Moving Towards Moderation: Joe's Journey, Week One |

Moving Towards Moderation: Joe's Journey, Week One

And so we begin.
The first week of any eating change is always going to be an adjustment, not just in what you eat, but how you eat. It’s also about breaking non-healthy habits, which in Joe’s case included too much grazing and not enough moving.

Over the years Joe’s intake of food to maintain his weight of 280 was not as much as you would think. The ongoing joke in our house has been that I consumed more then Joe — which I did and still do. But my advantage over Joe is that I’m more active — with formal exercise, walking or simply taking advantage of “found” opportunities for movement like climbing stairs instead of taking the escalator or elevator. This movement kept my metabolism high functioning, allowing me to eat more. It still was a matter of balancing my food intake, but get moving if you want to live a healthful lifestyle.

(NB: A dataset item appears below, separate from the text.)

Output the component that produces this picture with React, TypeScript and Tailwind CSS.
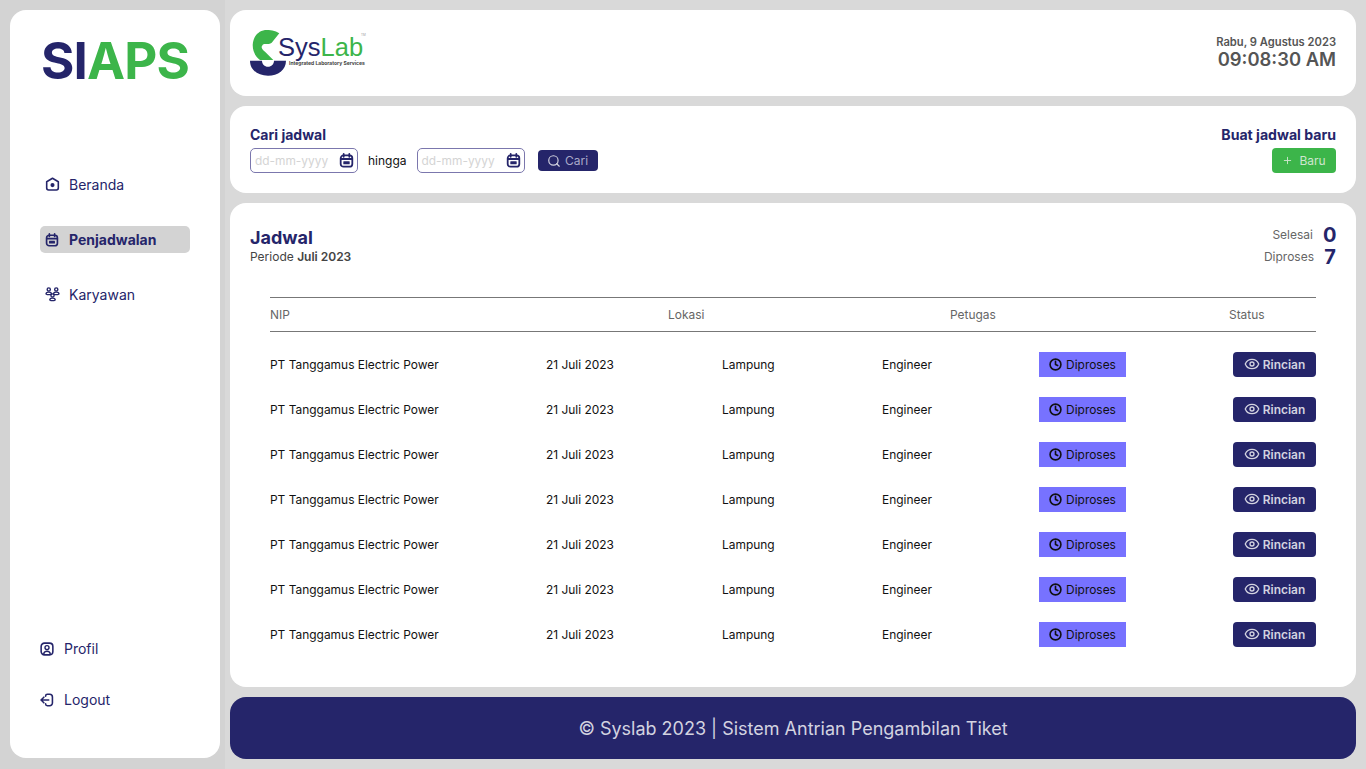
import React from 'react';
import { Clock, Eye, Plus, Search } from 'lucide-react';

const rows = Array.from({ length: 7 }, (_, i) => i);

const CalendarIcon: React.FC<{ className?: string }> = ({ className }) => (
    <svg viewBox="0 0 16 16" fill="none" className={className}>
        <rect x="1.8" y="2.6" width="12.4" height="12" rx="3" stroke="currentColor" strokeWidth="1.9" />
        <path d="M5 1v3M11 1v3M2 6.4h12" stroke="currentColor" strokeWidth="1.9" strokeLinecap="round" />
        <rect x="4.6" y="8.8" width="6.8" height="3.2" rx="0.6" fill="currentColor" />
    </svg>
);

const HomeIcon: React.FC<{ className?: string }> = ({ className }) => (
    <svg viewBox="0 0 16 16" fill="none" className={className}>
        <path d="M8 1.4 14.2 5v6.8a2 2 0 0 1-2 2H3.8a2 2 0 0 1-2-2V5z" stroke="currentColor" strokeWidth="1.7" strokeLinejoin="round" />
        <circle cx="8" cy="8.6" r="2.2" fill="currentColor" />
    </svg>
);

const TeamIcon: React.FC<{ className?: string }> = ({ className }) => (
    <svg viewBox="0 0 16 16" fill="none" className={className}>
        <circle cx="4" cy="2.6" r="1.7" stroke="currentColor" strokeWidth="1.5" />
        <circle cx="12" cy="2.6" r="1.7" stroke="currentColor" strokeWidth="1.5" />
        <circle cx="8" cy="9" r="1.7" stroke="currentColor" strokeWidth="1.5" />
        <path d="M1 7.4c.2-1.3 1.4-2 3-2s2.800.7 3 2c-1 .6-2 .8-3 .8s-2-.2-3-.8ZM9 7.4c.2-1.300 1.400-2 3-2s2.800.7 3 2c-1 .6-2 .8-3 .8s-2-.2-3-.8ZM5 13.800c.2-1.300 1.400-2 3-2s2.800.7 3 2c-1 .6-2 .8-3 .8s-2-.2-3-.8Z" stroke="currentColor" strokeWidth="1.3" strokeLinejoin="round" />
    </svg>
);

const ProfileIcon: React.FC<{ className?: string }> = ({ className }) => (
    <svg viewBox="0 0 16 16" fill="none" className={className}>
        <rect x="1.3" y="1.3" width="13.4" height="13.4" rx="3.8" stroke="currentColor" strokeWidth="1.8" />
        <circle cx="8" cy="6.4" r="2.3" stroke="currentColor" strokeWidth="1.6" />
        <path d="M4.2 14c.2-2.200 1.700-3.400 3.800-3.400s3.600 1.200 3.800 3.400" stroke="currentColor" strokeWidth="1.6" />
    </svg>
);

const LogoutIcon: React.FC<{ className?: string }> = ({ className }) => (
    <svg viewBox="0 0 16 16" fill="none" className={className}>
        <path d="M6.4 3.6V3.400a2 2 0 0 1 2-1.900h2.700a3.100 3.100 0 0 1 3.100 3.100v6.800a3.100 3.100 0 0 1-3.100 3.100H8.400a2 2 0 0 1-2-1.900v-.2" stroke="currentColor" strokeWidth="1.8" strokeLinecap="round" />
        <path d="M10 8H1.400M4.400 4.800 1.200 8l3.200 3.200" stroke="currentColor" strokeWidth="1.8" strokeLinecap="round" strokeLinejoin="round" />
    </svg>
);

const SyslabLogo: React.FC = () => (
    <div className="relative w-[116px] h-[46px]">
        <svg viewBox="0 0 36 46" className="absolute left-0 top-0 w-[36px] h-[46px]">
            <path d="M29.300 3.300C25 .5 20 0 15 0 8 1 3 7 2.700 15 2.700 22 6 27 10 30L23.300 30 15 21.700C12 20 11 17 12 16 13 14 14 14 15 14 18 14 20 14 21.700 12.700Z" fill="#3cb54a" />
            <path d="M0 30.700H36C36 40 28 45.700 18 45.700S0 40 0 30.700ZM12 30.700c0 3.400 2.600 6 6 6s6-2.600 6-6Z" fill="#25256a" fillRule="evenodd" />
        </svg>
        <span className="absolute left-[28px] top-[7px] text-[25.5px] leading-[21px] font-['Liberation_Sans',sans-serif] text-[#25256a]">Sys<span className="text-[#3cb54a]">Lab</span></span>
        <span className="absolute left-[39px] top-[30px] text-[5px] leading-[6px] font-bold text-[#444] whitespace-nowrap">Integrated Laboratory Services</span>
        <span className="absolute left-[111px] top-[3px] text-[3px] leading-[4px] text-[#999]">TM</span>
    </div>
);

const DateField: React.FC = () => (
    <div className="flex items-center justify-between w-[108px] h-[25px] rounded-[5px] border border-[#7b77ad] pl-[4px] pr-[3px]">
        <span className="text-[11.9px] text-[#d4d4d4]">dd-mm-yyyy</span>
        <CalendarIcon className="w-[15px] h-[15px] text-[#25256a]" />
    </div>
);

const App: React.FC = () => {
    return (
        <div className="flex w-[1366px] h-[769px] overflow-hidden bg-[#d9d9d9] font-['Inter',sans-serif] antialiased">
            <div className="w-[225px] h-full shrink-0 bg-[#d3d3d3] pl-[10px] pr-[5px] pt-[10px] pb-[11px]">
                <aside className="flex flex-col justify-between h-full rounded-[16px] bg-white pl-[30px] pr-[30px]">
                    <div>
                        <div className="mt-[18px] text-center text-[51px] leading-[66px] font-bold tracking-[-0.8px] text-[#25256a]">
                            SI<span className="text-[#3cb54a]">APS</span>
                        </div>
                        <nav className="mt-[77px] flex flex-col gap-[28px] text-[14px] text-[#25256a]">
                            <a className="flex items-center gap-[9px] h-[27px] pl-[5px]">
                                <HomeIcon className="w-[15px] h-[15px]" />
                                Beranda
                            </a>
                            <a className="flex items-center gap-[10px] h-[27px] pl-[5px] rounded-[5px] bg-[#d3d3d3] font-bold">
                                <CalendarIcon className="w-[14px] h-[14px]" />
                                Penjadwalan
                            </a>
                            <a className="flex items-center gap-[9px] h-[27px] pl-[5px]">
                                <TeamIcon className="w-[15px] h-[15px]" />
                                Karyawan
                            </a>
                        </nav>
                    </div>
                    <div className="mb-[45px] flex flex-col gap-[24px] text-[14px] text-[#25256a]">
                        <a className="flex items-center gap-[10px] h-[27px]">
                            <ProfileIcon className="w-[14px] h-[14px]" />
                            Profil
                        </a>
                        <a className="flex items-center gap-[10px] h-[27px]">
                            <LogoutIcon className="w-[14px] h-[14px]" />
                            Logout
                        </a>
                    </div>
                </aside>
            </div>

            <main className="flex flex-col flex-1 gap-[10px] pt-[10px] pl-[5px] pr-[10px] pb-[10px]">
                <header className="flex items-center justify-between h-[86px] shrink-0 rounded-[16px] bg-white px-[20px]">
                    <SyslabLogo />
                    <div className="text-right text-[#555555]">
                        <div className="text-[11.2px] leading-[13px] font-semibold">Rabu, 9 Agustus 2023</div>
                        <div className="text-[18.4px] leading-[21px] font-semibold">09:08:30 AM</div>
                    </div>
                </header>

                <section className="flex items-start justify-between h-[87px] shrink-0 rounded-[16px] bg-white px-[20px] pt-[20px]">
                    <div>
                        <h2 className="text-[14px] leading-[17px] font-bold text-[#25256a]">Cari jadwal</h2>
                        <div className="mt-[5px] flex items-center text-[12px]">
                            <DateField />
                            <span className="mx-[10px] text-[#111]">hingga</span>
                            <DateField />
                            <button className="ml-[13px] flex items-center justify-center gap-[4px] w-[60px] h-[21px] rounded-[4px] bg-[#25256a] text-[#a9a9c9]">
                                <Search className="w-[14px] h-[14px] text-[#d3d3e0]" strokeWidth={2} />
                                Cari
                            </button>
                        </div>
                    </div>
                    <div className="flex flex-col items-end">
                        <h2 className="text-[14.1px] leading-[17px] font-bold text-[#25256a]">Buat jadwal baru</h2>
                        <button className="mt-[5px] flex items-center justify-center gap-[6px] w-[64px] h-[25px] rounded-[4px] bg-[#3cb54a] text-[12px] text-[#cfe5cf]">
                            <Plus className="w-[11px] h-[11px]" strokeWidth={2} />
                            Baru
                        </button>
                    </div>
                </section>

                <section className="flex-1 rounded-[16px] bg-white px-[20px] pt-[25px]">
                    <div className="flex items-start justify-between">
                        <div>
                            <h1 className="text-[18px] leading-[20px] font-bold text-[#25256a]">Jadwal</h1>
                            <p className="mt-[1px] text-[12px] leading-[15px] text-[#444]">Periode <span className="font-semibold">Juli 2023</span></p>
                        </div>
                        <div className="-mt-[4px] flex flex-col text-[12px] text-[#666]">
                            <div className="flex items-center justify-end gap-[10px] h-[22px]">
                                Selesai
                                <span className="w-[13px] text-right text-[20px] font-bold text-[#25256a]">0</span>
                            </div>
                            <div className="flex items-center justify-end gap-[10px] h-[22px]">
                                Diproses
                                <span className="w-[12px] text-right text-[20px] font-bold text-[#25256a]">7</span>
                            </div>
                        </div>
                    </div>

                    <div className="mx-[20px] mt-[29px]">
                        <div className="relative h-[35px] border-y border-[#777] text-[11.95px] leading-[33px] text-[#666]">
                            <span className="absolute left-0">NIP</span>
                            <span className="absolute left-[398px]">Lokasi</span>
                            <span className="absolute left-[680px]">Petugas</span>
                            <span className="absolute left-[959px]">Status</span>
                        </div>
                        <div className="mt-[20px] flex flex-col gap-[20px] text-[11.95px] text-[#111]">
                            {rows.map(row => (
                                <div key={row} className="flex items-center h-[25px]">
                                    <span className="w-[276px]">PT Tanggamus Electric Power</span>
                                    <span className="w-[176px]">21 Juli 2023</span>
                                    <span className="w-[160px]">Lampung</span>
                                    <span className="w-[157px]">Engineer</span>
                                    <span className="flex items-center justify-center gap-[4px] w-[87px] h-[25px] bg-[#7772ff]">
                                        <Clock className="w-[13px] h-[13px]" strokeWidth={3} />
                                        Diproses
                                    </span>
                                    <button className="ml-auto flex items-center justify-center gap-[3px] w-[83px] h-[25px] rounded-[4px] bg-[#25256a] font-semibold text-[#d3d3e0]">
                                        <Eye className="w-[16px] h-[16px] -mt-[1px]" strokeWidth={2} />
                                        Rincian
                                    </button>
                                </div>
                            ))}
                        </div>
                    </div>
                </section>

                <footer className="flex items-center justify-center h-[62px] shrink-0 rounded-[16px] bg-[#25256a] text-[18px] text-[#d3d3e0]">
                    © Syslab 2023 | Sistem Antrian Pengambilan Tiket
                </footer>
            </main>
        </div>
    );
};

export default App;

But no matter how much you move, you can’t get away from making significant eating changes as well. Joe was adamant that some vices remain, like a glass of nice red wine with dinner. He also kept his coffee habit — although he now drinks it black and has cut back significantly on the number of cups per day.

Here’s a look at how we made better choices for each meal for that first week:

Old Breakfast: pick pick pick pick
Left over kids cereal or bacon, a few slices of white American, Maybe a piece of fruit and then a bagel with cream cheese, or he made himself ham and eggs. Coffee with milk.

New Breakfast
Breakfast is much more deliberate now. No picking or finishing someone else’s leftovers. Instead Joe had 2oz egg whites with steamed spinach and either a banana, pink grapefruit, or 2 clementines. Hearty enough to be filling but still healthful. And black coffee.

Old Lunch was usually a sandwich. Turkey or ham, cheese and mayo. If we had dinner left overs, that could become lunch. Or then he would again pick.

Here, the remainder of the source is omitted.